## start Material

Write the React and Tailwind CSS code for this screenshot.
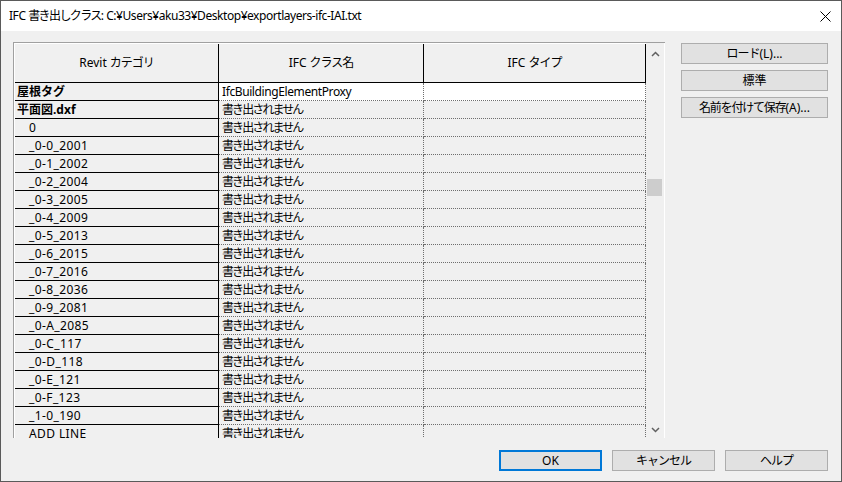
import React from "react";

const rows = [
  { name: "屋根タグ", bold: true, cls: "IfcBuildingElementProxy", white: true },
  { name: "平面図.dxf", bold: true },
  { name: "0" },
  { name: "_0-0_2001" },
  { name: "_0-1_2002" },
  { name: "_0-2_2004" },
  { name: "_0-3_2005" },
  { name: "_0-4_2009" },
  { name: "_0-5_2013" },
  { name: "_0-6_2015" },
  { name: "_0-7_2016" },
  { name: "_0-8_2036" },
  { name: "_0-9_2081" },
  { name: "_0-A_2085" },
  { name: "_0-C_117" },
  { name: "_0-D_118" },
  { name: "_0-E_121" },
  { name: "_0-F_123" },
  { name: "_1-0_190" },
  { name: "ADD LINE" },
];

function Btn({ children, primary }) {
  return (
    <div
      className={
        "h-[21px] flex items-center justify-center bg-[#e1e1e1] text-[12px] text-black " +
        (primary ? "border-2 border-[#0078d7]" : "border border-[#adadad]")
      }
    >
      {children}
    </div>
  );
}

export default function App() {
  return (
    <div className="w-[842px] h-[482px] border border-[#5a5a5a] bg-[#f0f0f0] flex flex-col font-['Noto_Sans','Noto_Sans_CJK_JP',sans-serif] text-black overflow-hidden">
      {/* title bar */}
      <div className="h-[30px] bg-white flex items-center justify-between pl-[8px] pr-[10px] shrink-0">
        <div className="text-[12px] whitespace-nowrap tracking-[-0.45px]">
          IFC <span className="tracking-[-1.6px]">書き出しクラス</span>: C:¥Users¥aku33¥Desktop¥exportlayers-ifc-IAI.txt
        </div>
        <svg width="11" height="11" viewBox="0 0 11 11">
          <path d="M0.5 0.5 L10.5 10.5 M10.5 0.5 L0.5 10.5" stroke="#000" strokeWidth="1" />
        </svg>
      </div>

      {/* body */}
      <div className="flex flex-col flex-1">
        <div className="flex pl-[12px] pt-[11px]">
          {/* grid */}
          <div className="w-[652px] h-[396px] border-l border-t border-[#a0a0a0] flex overflow-hidden">
            <div className="w-[632px] h-full border-l border-t border-white flex flex-col overflow-hidden">
              {/* header */}
              <div className="flex h-[39px] shrink-0 border-b border-black text-[12px]">
                <div className="w-[204px] border-r border-black flex items-center justify-center">
                  Revit <span className="tracking-[-1px] ml-[3px]">カテゴリ</span>
                </div>
                <div className="w-[205px] border-r border-black flex items-center justify-center">
                  IFC <span className="tracking-[-1px] ml-[3px]">クラス名</span>
                </div>
                <div className="w-[222px] border-r border-black flex items-center justify-center">
                  IFC <span className="tracking-[-1px] ml-[3px]">タイプ</span>
                </div>
              </div>
              {rows.map((r, i) => (
                <div key={i} className="flex h-[18px] shrink-0 text-[12px] leading-[17px]">
                  <div
                    className={
                      "w-[204px] border-r border-b border-black whitespace-nowrap " +
                      (r.bold ? "font-bold pl-[2px]" : "pl-[14px] tracking-[0.4px]")
                    }
                  >
                    {r.name}
                  </div>
                  <div
                    className={
                      "w-[205px] border-r border-b border-dotted border-[#6e6e6e] pl-[3px] whitespace-nowrap " +
                      (r.white ? "bg-white tracking-[-0.4px]" : "tracking-[-1.9px]")
                    }
                  >
                    {r.cls || "書き出されません"}
                  </div>
                  <div
                    className={
                      "w-[222px] border-r border-b border-dotted border-[#6e6e6e] " +
                      (r.white ? "bg-white" : "")
                    }
                  ></div>
                </div>
              ))}
            </div>
            {/* scrollbar */}
            <div className="w-[19px] h-full border-r border-white flex flex-col items-center justify-between pt-[8px] pb-[5px] relative">
              <svg width="9" height="6" viewBox="0 0 9 6">
                <path d="M1 5 L4.5 1.5 L8 5" stroke="#606060" strokeWidth="1.5" fill="none" />
              </svg>
              <div className="absolute left-[1px] top-[136px] w-[15px] h-[17px] bg-[#cdcdcd]"></div>
              <svg width="9" height="6" viewBox="0 0 9 6">
                <path d="M1 1 L4.5 4.5 L8 1" stroke="#606060" strokeWidth="1.5" fill="none" />
              </svg>
            </div>
          </div>

          {/* right buttons */}
          <div className="ml-[16px] w-[147px] pt-[1px] flex flex-col gap-[6px]">
            <Btn><span className="tracking-[-1px]">ロード</span>(L)...</Btn>
            <Btn>標準</Btn>
            <Btn><span className="tracking-[-1.2px]">名前を付けて保存</span>(A)...</Btn>
          </div>
        </div>

        {/* bottom buttons */}
        <div className="flex justify-end gap-[10px] pr-[13px] mt-[12px]">
          <div className="w-[103px]"><Btn primary>OK</Btn></div>
          <div className="w-[103px]"><Btn><span className="tracking-[-1px]">キャンセル</span></Btn></div>
          <div className="w-[103px]"><Btn><span className="tracking-[-1px]">ヘルプ</span></Btn></div>
        </div>
      </div>
    </div>
  );
}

## end Material

* What needs to be done *
Could the lines from the top of the material through the line with "import React from" be repeated exactly, pictures left out?

* Full response *
Write the React and Tailwind CSS code for this screenshot.
import React from "react";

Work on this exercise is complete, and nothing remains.